▶ WHAT YOU WILL DO
Reproduce from the records below, with no pictures, exactly the lines between the one containing "Reproduce this screenshot" and the one containing "const buttonClass = 'flex", inclusive.

▶ ENTRIES SUPPLIED
Start

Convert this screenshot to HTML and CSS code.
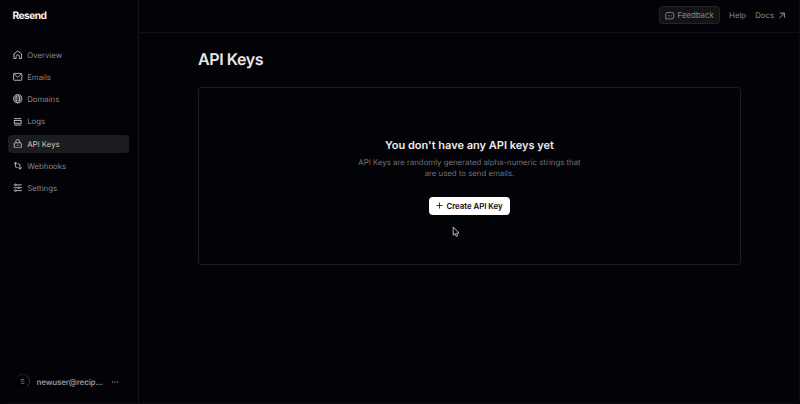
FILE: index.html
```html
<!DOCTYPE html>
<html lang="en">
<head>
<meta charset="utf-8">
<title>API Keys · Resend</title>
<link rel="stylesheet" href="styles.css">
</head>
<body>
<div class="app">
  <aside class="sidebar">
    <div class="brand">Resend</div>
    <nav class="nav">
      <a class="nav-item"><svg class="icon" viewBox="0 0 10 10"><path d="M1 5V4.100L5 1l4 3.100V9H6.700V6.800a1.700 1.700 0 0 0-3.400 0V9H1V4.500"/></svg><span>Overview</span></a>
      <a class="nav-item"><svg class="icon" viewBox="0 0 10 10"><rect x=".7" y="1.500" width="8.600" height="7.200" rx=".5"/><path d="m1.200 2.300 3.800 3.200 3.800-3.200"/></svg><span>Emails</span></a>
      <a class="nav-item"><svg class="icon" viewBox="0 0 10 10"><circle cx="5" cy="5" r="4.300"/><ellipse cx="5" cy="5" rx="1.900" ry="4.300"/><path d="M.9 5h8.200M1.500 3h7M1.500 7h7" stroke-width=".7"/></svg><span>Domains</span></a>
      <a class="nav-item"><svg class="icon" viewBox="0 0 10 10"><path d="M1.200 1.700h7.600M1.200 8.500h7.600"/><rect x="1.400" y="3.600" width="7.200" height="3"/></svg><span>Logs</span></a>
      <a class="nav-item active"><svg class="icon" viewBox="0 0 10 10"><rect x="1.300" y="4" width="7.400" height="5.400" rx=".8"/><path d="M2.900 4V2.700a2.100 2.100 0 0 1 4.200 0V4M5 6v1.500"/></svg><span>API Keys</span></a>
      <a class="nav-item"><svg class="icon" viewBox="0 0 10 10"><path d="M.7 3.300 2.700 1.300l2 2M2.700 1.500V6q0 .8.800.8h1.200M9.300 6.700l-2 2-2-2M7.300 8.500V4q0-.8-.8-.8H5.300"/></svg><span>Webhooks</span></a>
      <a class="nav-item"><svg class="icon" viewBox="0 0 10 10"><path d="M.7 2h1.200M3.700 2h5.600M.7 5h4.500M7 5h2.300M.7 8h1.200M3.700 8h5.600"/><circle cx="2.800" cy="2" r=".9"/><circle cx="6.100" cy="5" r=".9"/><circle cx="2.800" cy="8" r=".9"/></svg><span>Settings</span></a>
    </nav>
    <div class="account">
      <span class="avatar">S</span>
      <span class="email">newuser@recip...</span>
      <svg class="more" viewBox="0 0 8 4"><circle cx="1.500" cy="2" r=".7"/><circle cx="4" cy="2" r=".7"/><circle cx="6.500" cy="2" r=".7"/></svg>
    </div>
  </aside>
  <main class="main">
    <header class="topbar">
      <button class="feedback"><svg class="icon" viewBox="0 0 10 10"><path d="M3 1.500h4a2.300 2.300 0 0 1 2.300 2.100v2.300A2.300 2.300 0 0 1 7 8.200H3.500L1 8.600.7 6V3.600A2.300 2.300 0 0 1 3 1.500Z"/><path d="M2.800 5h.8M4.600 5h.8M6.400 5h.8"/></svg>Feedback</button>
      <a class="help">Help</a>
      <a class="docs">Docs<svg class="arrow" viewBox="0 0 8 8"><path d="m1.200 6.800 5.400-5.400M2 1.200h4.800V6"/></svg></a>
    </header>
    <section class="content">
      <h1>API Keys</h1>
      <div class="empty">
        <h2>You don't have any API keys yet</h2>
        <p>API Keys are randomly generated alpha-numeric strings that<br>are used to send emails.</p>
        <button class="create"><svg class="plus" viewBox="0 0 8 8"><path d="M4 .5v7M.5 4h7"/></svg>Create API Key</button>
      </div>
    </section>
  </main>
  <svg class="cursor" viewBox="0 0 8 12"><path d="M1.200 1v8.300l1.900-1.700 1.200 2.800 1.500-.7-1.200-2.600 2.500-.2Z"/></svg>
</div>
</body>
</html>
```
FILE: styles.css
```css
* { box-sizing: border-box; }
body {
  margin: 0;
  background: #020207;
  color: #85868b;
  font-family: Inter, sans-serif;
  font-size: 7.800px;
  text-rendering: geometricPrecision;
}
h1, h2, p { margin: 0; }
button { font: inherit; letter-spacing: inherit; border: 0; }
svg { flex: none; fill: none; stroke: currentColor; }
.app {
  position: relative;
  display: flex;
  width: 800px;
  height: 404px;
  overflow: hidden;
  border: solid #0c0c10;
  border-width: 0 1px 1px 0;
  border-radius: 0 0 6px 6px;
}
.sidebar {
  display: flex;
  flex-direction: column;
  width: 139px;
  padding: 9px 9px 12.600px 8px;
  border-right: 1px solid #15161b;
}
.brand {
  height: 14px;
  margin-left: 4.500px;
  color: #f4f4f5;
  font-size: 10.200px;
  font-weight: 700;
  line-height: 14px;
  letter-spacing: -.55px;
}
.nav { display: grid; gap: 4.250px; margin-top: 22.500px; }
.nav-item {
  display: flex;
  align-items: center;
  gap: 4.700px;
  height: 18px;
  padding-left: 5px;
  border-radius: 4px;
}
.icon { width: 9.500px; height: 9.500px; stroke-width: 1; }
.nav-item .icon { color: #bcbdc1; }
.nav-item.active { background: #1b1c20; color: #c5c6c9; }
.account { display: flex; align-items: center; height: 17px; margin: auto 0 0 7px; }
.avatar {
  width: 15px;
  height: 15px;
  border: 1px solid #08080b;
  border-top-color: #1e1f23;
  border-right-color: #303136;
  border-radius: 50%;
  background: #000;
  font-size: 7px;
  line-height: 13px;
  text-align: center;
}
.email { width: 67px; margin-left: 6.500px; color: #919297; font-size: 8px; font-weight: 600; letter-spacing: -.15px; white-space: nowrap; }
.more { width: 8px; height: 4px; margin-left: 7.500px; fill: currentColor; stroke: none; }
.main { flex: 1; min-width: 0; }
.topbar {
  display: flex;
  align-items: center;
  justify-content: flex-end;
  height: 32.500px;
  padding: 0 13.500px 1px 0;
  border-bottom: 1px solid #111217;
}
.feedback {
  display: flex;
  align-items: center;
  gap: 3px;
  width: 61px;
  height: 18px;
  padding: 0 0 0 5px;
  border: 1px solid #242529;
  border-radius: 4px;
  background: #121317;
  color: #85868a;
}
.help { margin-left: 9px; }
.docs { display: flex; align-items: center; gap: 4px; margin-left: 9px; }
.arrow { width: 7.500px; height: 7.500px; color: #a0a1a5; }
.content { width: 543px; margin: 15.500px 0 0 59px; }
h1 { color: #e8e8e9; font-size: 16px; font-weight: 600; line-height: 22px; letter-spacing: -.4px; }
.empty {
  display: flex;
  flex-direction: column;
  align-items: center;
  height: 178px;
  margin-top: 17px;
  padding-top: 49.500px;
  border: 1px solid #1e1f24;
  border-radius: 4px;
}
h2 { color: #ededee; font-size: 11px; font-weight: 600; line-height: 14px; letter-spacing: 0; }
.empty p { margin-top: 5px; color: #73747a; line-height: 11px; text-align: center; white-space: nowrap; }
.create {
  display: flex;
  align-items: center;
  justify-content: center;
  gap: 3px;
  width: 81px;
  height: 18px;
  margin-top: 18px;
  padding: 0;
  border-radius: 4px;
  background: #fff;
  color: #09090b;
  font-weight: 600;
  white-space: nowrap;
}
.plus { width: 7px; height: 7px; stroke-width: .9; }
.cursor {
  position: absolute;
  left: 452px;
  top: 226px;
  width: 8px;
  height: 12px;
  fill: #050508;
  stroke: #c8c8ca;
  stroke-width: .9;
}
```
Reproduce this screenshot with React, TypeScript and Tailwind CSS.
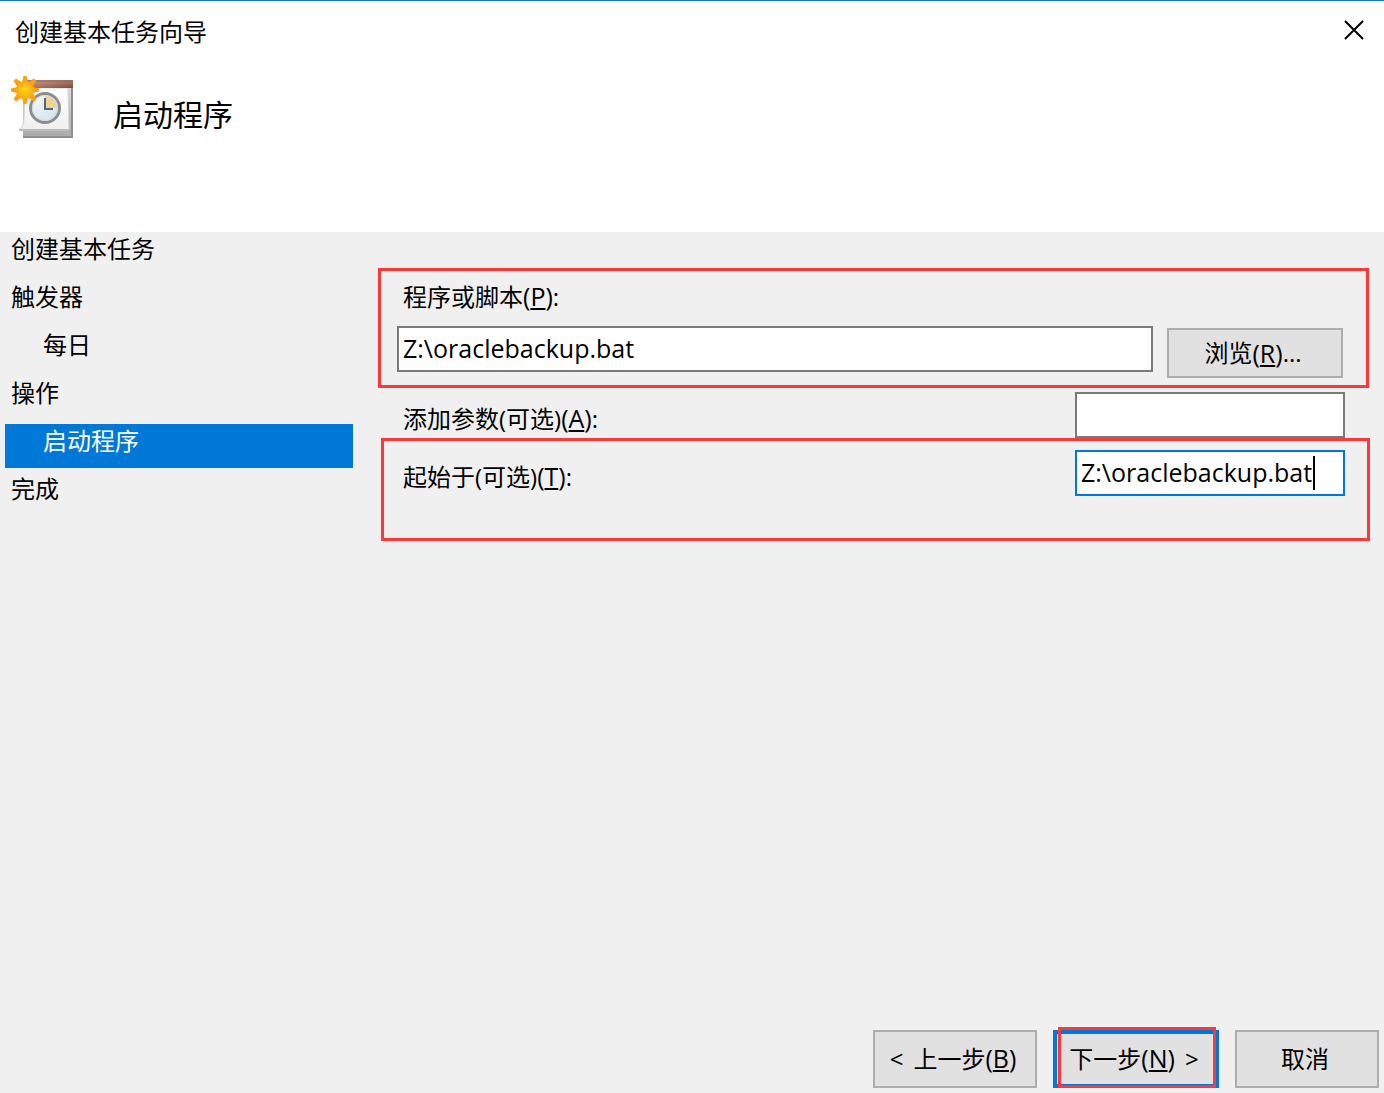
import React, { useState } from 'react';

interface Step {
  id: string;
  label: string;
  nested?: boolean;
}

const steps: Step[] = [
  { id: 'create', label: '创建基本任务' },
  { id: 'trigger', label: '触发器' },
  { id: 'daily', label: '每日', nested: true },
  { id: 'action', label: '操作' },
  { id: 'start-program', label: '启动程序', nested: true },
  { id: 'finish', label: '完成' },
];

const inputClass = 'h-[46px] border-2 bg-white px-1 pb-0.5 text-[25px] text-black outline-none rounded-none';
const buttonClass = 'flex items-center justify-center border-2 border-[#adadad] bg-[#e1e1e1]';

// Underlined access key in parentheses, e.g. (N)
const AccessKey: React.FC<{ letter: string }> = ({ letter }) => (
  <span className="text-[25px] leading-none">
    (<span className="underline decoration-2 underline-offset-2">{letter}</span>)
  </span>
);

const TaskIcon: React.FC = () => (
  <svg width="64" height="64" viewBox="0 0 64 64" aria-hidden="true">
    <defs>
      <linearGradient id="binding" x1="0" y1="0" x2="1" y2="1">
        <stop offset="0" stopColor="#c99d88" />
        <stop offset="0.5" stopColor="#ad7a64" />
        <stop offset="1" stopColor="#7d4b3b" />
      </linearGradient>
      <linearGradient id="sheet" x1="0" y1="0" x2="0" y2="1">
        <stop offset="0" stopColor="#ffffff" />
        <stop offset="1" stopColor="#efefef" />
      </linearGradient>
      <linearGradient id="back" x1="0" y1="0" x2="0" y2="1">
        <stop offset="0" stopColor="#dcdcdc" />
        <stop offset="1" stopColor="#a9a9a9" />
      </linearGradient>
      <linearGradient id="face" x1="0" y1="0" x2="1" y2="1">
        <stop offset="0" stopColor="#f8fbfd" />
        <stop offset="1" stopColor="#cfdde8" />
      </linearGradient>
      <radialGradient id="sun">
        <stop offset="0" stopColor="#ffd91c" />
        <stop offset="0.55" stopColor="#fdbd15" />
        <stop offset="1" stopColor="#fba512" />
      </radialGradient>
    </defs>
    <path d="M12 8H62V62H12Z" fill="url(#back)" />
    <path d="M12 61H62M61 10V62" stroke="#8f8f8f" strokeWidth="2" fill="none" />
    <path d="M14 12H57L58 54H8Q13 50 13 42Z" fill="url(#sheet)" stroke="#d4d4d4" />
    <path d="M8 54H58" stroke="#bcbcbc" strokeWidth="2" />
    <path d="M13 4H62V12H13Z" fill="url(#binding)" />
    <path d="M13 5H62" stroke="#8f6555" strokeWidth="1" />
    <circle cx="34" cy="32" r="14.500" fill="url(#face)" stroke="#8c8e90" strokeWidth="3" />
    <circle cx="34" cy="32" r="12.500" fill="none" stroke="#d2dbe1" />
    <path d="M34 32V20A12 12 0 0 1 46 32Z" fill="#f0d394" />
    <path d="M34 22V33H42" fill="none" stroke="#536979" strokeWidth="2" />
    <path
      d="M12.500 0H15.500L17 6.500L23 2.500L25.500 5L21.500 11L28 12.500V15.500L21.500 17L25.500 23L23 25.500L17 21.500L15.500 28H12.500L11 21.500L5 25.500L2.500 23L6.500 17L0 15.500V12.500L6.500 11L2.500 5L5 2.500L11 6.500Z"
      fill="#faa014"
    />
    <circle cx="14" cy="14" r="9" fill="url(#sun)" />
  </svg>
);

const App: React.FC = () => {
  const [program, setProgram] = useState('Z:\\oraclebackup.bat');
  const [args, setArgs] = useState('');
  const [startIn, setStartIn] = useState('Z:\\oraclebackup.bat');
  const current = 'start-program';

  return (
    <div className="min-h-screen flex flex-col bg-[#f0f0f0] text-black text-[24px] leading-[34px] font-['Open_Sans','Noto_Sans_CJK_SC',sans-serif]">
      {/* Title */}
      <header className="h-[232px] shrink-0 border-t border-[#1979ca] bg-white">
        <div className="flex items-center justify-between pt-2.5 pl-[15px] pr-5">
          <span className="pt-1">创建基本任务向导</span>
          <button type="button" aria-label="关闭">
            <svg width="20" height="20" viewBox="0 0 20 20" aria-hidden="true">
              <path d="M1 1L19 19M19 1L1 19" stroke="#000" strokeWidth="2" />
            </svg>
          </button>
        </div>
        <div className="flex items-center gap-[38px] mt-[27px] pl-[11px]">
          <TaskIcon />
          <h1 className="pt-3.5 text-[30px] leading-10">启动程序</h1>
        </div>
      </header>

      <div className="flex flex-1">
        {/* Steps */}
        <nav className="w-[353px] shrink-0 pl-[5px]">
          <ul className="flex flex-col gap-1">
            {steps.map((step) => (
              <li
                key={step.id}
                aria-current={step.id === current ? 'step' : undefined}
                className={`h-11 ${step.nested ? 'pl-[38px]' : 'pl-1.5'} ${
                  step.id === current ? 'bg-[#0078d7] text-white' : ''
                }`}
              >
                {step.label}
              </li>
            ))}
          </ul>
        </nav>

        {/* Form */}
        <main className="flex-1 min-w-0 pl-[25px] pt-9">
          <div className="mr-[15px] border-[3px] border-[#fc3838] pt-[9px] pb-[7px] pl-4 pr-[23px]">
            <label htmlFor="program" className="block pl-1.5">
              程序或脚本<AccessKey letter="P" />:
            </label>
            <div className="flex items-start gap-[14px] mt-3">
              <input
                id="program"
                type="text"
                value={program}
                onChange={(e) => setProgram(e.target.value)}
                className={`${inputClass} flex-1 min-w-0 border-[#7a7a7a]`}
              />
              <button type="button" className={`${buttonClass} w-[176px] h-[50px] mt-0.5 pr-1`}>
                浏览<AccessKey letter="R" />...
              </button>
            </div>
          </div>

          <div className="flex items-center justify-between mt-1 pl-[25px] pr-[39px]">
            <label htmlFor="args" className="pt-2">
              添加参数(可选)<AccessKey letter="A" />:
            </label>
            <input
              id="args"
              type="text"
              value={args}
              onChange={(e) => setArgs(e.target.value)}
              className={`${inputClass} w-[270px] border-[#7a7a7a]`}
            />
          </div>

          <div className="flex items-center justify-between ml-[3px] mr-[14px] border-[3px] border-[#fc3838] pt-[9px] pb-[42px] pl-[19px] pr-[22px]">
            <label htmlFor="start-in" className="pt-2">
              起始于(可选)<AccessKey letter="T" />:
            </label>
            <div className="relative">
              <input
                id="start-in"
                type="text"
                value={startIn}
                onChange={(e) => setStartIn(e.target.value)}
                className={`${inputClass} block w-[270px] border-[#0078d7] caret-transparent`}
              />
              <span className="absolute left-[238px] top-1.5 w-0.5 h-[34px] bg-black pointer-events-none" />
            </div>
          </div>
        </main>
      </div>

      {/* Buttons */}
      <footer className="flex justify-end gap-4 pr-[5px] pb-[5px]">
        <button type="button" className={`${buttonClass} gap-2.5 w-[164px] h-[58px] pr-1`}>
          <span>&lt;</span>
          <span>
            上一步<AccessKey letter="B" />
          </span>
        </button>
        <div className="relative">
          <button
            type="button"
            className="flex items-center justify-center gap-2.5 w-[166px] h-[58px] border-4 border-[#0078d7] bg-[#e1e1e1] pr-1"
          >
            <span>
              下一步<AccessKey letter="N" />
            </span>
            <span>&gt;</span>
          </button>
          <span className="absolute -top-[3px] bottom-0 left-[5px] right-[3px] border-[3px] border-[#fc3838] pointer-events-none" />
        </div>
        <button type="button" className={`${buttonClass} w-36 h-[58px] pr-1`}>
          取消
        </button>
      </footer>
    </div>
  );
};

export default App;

End

▶ TASK ANSWER
Reproduce this screenshot with React, TypeScript and Tailwind CSS.
import React, { useState } from 'react';

interface Step {
  id: string;
  label: string;
  nested?: boolean;
}

const steps: Step[] = [
  { id: 'create', label: '创建基本任务' },
  { id: 'trigger', label: '触发器' },
  { id: 'daily', label: '每日', nested: true },
  { id: 'action', label: '操作' },
  { id: 'start-program', label: '启动程序', nested: true },
  { id: 'finish', label: '完成' },
];

const inputClass = 'h-[46px] border-2 bg-white px-1 pb-0.5 text-[25px] text-black outline-none rounded-none';
const buttonClass = 'flex items-center justify-center border-2 border-[#adadad] bg-[#e1e1e1]';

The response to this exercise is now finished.